President of Macedonia is killed in plane crash



Albania's prime minister canceled his own flight because of the weather.
BITONJA, Bosnia-Herzegovina (AP) -- Macedonia's president, a moderate leader credited for helping to unite his ethnically divided country, was killed today when his plane crashed in bad weather in mountainous southern Bosnia.
Boris Trajkovski, 47, was en route to an international investment conference in the western Bosnian city of Mostar, when his plane with six other officials and two pilots went down near the village of Bitonja shortly after 8 a.m. local time, officials said. There were no survivors.
Bosnian police said they found wreckage of the U.S.-made Beechcraft Super King Air 200 twin-engine turboprop near the village about 50 miles south of Sarajevo.
"We received confirmation from our patrols that they have found the wreckage of the Macedonian plane and that there are no survivors," Nedzad Vejzagic, spokesman for the Interior Ministry of Bosnia's Muslim-Croat federation, told The Associated Press.
By early afternoon, Bosnian President Dragan Covic told the Mostar conference participants that search teams had recovered four of the nine bodies.
"We today lost a friend ... our thoughts are with the families of the victims," Covic said as the gathering of about 2,000 participants observed a minute of silence. He called Trajkovski "irreplaceable."
What's being done
A commission was to be formed in Bosnia to investigate the cause of the accident. Macedonia's government planned to convene an emergency session later in the day. Macedonia's state media aired only classical music and urgent news items after announcing the crash.
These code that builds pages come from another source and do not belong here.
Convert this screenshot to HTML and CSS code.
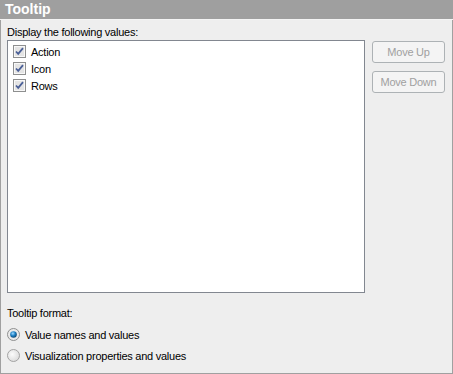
FILE: index.html
```html
<!DOCTYPE html>
<html lang="en">

<head>
  <meta charset="UTF-8" />
  <title>Tooltip</title>
  <link rel="stylesheet" href="styles.css">
</head>

<body>
  <div class="panel">
    <div class="panel_header">Tooltip</div>

    <div class="panel_body">
      <div class="field_label">Display the following values:</div>

      <div class="values_row">
        <ul class="values_list">
          <li class="value_item">
            <svg class="check" width="13" height="13" viewBox="0 0 13 13">
              <rect x="0.5" y="0.5" width="12" height="12" fill="#f4f4f4" stroke="#8e8f8f" />
              <rect x="1.5" y="1.5" width="10" height="10" fill="#e4e4e4" stroke="#f8f8f8" />
              <path d="M3 6.5 L5.2 8.8 L10 3.2" fill="none" stroke="#4a5f97" stroke-width="1.8" />
            </svg>
            <span>Action</span>
          </li>
          <li class="value_item">
            <svg class="check" width="13" height="13" viewBox="0 0 13 13">
              <rect x="0.5" y="0.5" width="12" height="12" fill="#f4f4f4" stroke="#8e8f8f" />
              <rect x="1.5" y="1.5" width="10" height="10" fill="#e4e4e4" stroke="#f8f8f8" />
              <path d="M3 6.5 L5.2 8.8 L10 3.2" fill="none" stroke="#4a5f97" stroke-width="1.8" />
            </svg>
            <span>Icon</span>
          </li>
          <li class="value_item">
            <svg class="check" width="13" height="13" viewBox="0 0 13 13">
              <rect x="0.5" y="0.5" width="12" height="12" fill="#f4f4f4" stroke="#8e8f8f" />
              <rect x="1.5" y="1.5" width="10" height="10" fill="#e4e4e4" stroke="#f8f8f8" />
              <path d="M3 6.5 L5.2 8.8 L10 3.2" fill="none" stroke="#4a5f97" stroke-width="1.8" />
            </svg>
            <span>Rows</span>
          </li>
        </ul>

        <div class="btn_grp">
          <button class="move_btn" disabled>Move Up</button>
          <button class="move_btn" disabled>Move Down</button>
        </div>
      </div>

      <div class="field_label format_label">Tooltip format:</div>

      <label class="radio_row first_radio">
        <svg class="radio" width="13" height="13" viewBox="0 0 13 13">
          <defs>
            <radialGradient id="dotFill" cx="0.4" cy="0.35" r="0.7">
              <stop offset="0" stop-color="#9fd9ff" />
              <stop offset="0.5" stop-color="#1a7fc4" />
              <stop offset="1" stop-color="#0f3f66" />
            </radialGradient>
          </defs>
          <circle cx="6.5" cy="6.5" r="6" fill="#eaeaea" stroke="#8e8f8f" />
          <circle cx="6.5" cy="6.5" r="3.3" fill="url(#dotFill)" />
        </svg>
        <span>Value names and values</span>
      </label>

      <label class="radio_row">
        <svg class="radio" width="13" height="13" viewBox="0 0 13 13">
          <defs>
            <radialGradient id="emptyFill" cx="0.4" cy="0.4" r="0.7">
              <stop offset="0" stop-color="#fbfbfb" />
              <stop offset="1" stop-color="#d8d8d8" />
            </radialGradient>
          </defs>
          <circle cx="6.5" cy="6.5" r="6" fill="url(#emptyFill)" stroke="#a3a3a3" />
        </svg>
        <span>Visualization properties and values</span>
      </label>
    </div>
  </div>
</body>

</html>
```

FILE: styles.css
```css
body {
  margin: 0;
  font-family: 'Liberation Sans', Arial, sans-serif;
  font-size: 11px;
  letter-spacing: -0.25px;
  color: #000;
}

.panel {
  width: 453px;
  height: 374px;
  box-sizing: border-box;
  background-color: #eeeeee;
  border: 1px solid #a0a0a0;
  border-top: 0;
}

.panel_header {
  height: 19px;
  margin: 0 -1px;
  padding-left: 5px;
  background-color: #9f9f9f;
  border-bottom: 1px solid #f4f4f4;
  color: #fff;
  font-size: 14px;
  font-weight: bold;
  letter-spacing: 0;
  line-height: 19px;
}

.panel_body {
  padding: 5px 0 0 6px;
}

.field_label {
  height: 15px;
  line-height: 15px;
}

.values_row {
  display: flex;
  gap: 7px;
}

.values_list {
  width: 358px;
  height: 253px;
  box-sizing: border-box;
  margin: 0;
  padding: 2px 0 0 5px;
  list-style: none;
  background: #fff;
  border: 1px solid #828790;
}

.value_item {
  display: flex;
  align-items: center;
  gap: 5px;
  height: 17px;
}

.check {
  display: block;
}

.btn_grp {
  display: flex;
  flex-direction: column;
  gap: 8px;
  padding-top: 1px;
}

.move_btn {
  width: 73px;
  height: 22px;
  padding: 0;
  font-family: inherit;
  font-size: 11px;
  letter-spacing: -0.25px;
  color: #a0a0a0;
  background: #f4f4f4;
  border: 1px solid #adb2b5;
  border-radius: 3px;
}

.format_label {
  margin-top: 13px;
}

.radio_row {
  display: flex;
  align-items: center;
  gap: 5px;
  height: 19px;
  margin-top: 2px;
}

.radio_row.first_radio {
  margin-top: 4px;
}

.radio {
  display: block;
}
```
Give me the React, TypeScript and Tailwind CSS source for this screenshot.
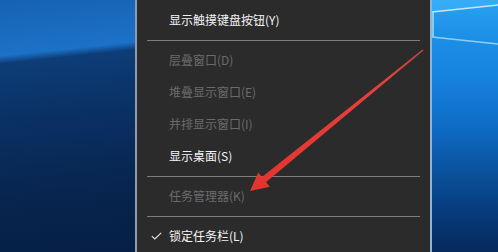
import React from 'react'

type Item = { label: string; disabled?: boolean; checked?: boolean } | 'sep'

const ITEMS: Item[] = [
    { label: '显示触摸键盘按钮(Y)' },
    'sep',
    { label: '层叠窗口(D)', disabled: true },
    { label: '堆叠显示窗口(E)', disabled: true },
    { label: '并排显示窗口(I)', disabled: true },
    { label: '显示桌面(S)' },
    'sep',
    { label: '任务管理器(K)', disabled: true },
    'sep',
    { label: '锁定任务栏(L)', checked: true },
]

const MenuRow: React.FC<{ item: Exclude<Item, 'sep'> }> = ({ item }) => (
    <div className="relative h-8 flex items-center pl-8 shrink-0">
        {item.checked && (
            <svg className="absolute left-[14px] top-[12px]" width="11" height="8" viewBox="0 0 11 8">
                <path d="M0.8 4.2 L3.8 7 L10.2 0.8" fill="none" stroke="#e6e6e6" strokeWidth="1.1" />
            </svg>
        )}
        <span className={item.disabled ? 'text-[#6b6b6b]' : 'text-[#f3f3f3]'}>{item.label}</span>
    </div>
)

const App: React.FC = () => {
    return (
        <div
            className="relative w-[498px] h-[252px] overflow-hidden flex text-[12px] leading-none"
            style={{ fontFamily: '"Noto Sans CJK SC", "Noto Sans", sans-serif' }}
        >
            {/* left wallpaper */}
            <div className="w-[135px] h-full bg-[linear-gradient(174deg,#1562b3_0%,#1c72c8_21%,#0d3d78_24%,#0a3164_45%,#07254f_75%,#061f45_100%)]" />
            <div className="w-[2px] h-full bg-[#8e9cae]" />

            {/* context menu */}
            <div className="w-[293px] h-full bg-[#2b2b2b] pt-1 flex flex-col">
                {ITEMS.map((item, i) =>
                    item === 'sep' ? (
                        <div key={i} className="h-2 flex items-center px-[10px] shrink-0">
                            <div className="h-px w-full bg-[#7e7e7e]" />
                        </div>
                    ) : (
                        <MenuRow key={i} item={item} />
                    )
                )}
            </div>

            <div className="w-[2px] h-full bg-[#8fb4d6]" />
            {/* right wallpaper */}
            <div className="relative w-[66px] h-full bg-[linear-gradient(180deg,#2aa2f2_0%,#1c8fe6_15%,#1684e0_30%,#0f6cc6_50%,#0a4f98_70%,#073674_88%,#062a5c_100%)]">
                <svg className="absolute inset-0" width="66" height="252" viewBox="0 0 66 252">
                    <polygon points="0,0 66,0 66,5 0,12" fill="#3ab0f6" opacity="0.7" />
                    <line x1="0" y1="12" x2="66" y2="5" stroke="#bfe8ff" strokeWidth="1.5" />
                    <line x1="1" y1="12" x2="1" y2="37" stroke="#a8dcfa" strokeWidth="1.5" />
                    <line x1="0" y1="37" x2="66" y2="44" stroke="#8fd0fa" strokeWidth="1.5" />
                </svg>
            </div>

            {/* red arrow annotation */}
            <svg className="absolute inset-0 pointer-events-none" width="498" height="252" viewBox="0 0 498 252">
                <defs>
                    <linearGradient id="shaft" x1="423" y1="50" x2="262" y2="182" gradientUnits="userSpaceOnUse">
                        <stop offset="0" stopColor="#c84a3a" />
                        <stop offset="0.3" stopColor="#e8403a" />
                        <stop offset="1" stopColor="#e33530" />
                    </linearGradient>
                </defs>
                <polygon points="423.4,50.4 422.6,49.4 259.4,178.9 263.8,184.1" fill="url(#shaft)" />
                <polygon points="250,191 258.3,172.4 269.8,186.8" fill="#e33530" />
            </svg>
        </div>
    )
}

export default App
Macedonia's Defense Ministry said security was beefed up along the country's borders and at key state and army institutions. Parliament speaker Ljubco Jordanovski would serve as acting president, officials said.
In Bosnia, an AP photographer near the scene said five teams of de-mining experts were headed to the crash site, suggesting the plane may have gone down in an area littered with land mines left over from Bosnia's devastating 1992-95 war.
Rain, heavy cloud cover and thick fog in the area had prompted Albania's prime minister, Fatos Nano, to cancel his own flight to the conference. Nano sent his condolences to the Macedonian government for its "tragic and painful loss."
Macedonia was to formally submit its application for eventual membership in the European Union today in Ireland, but canceled the presentation and called its delegation back from Dublin, officials said.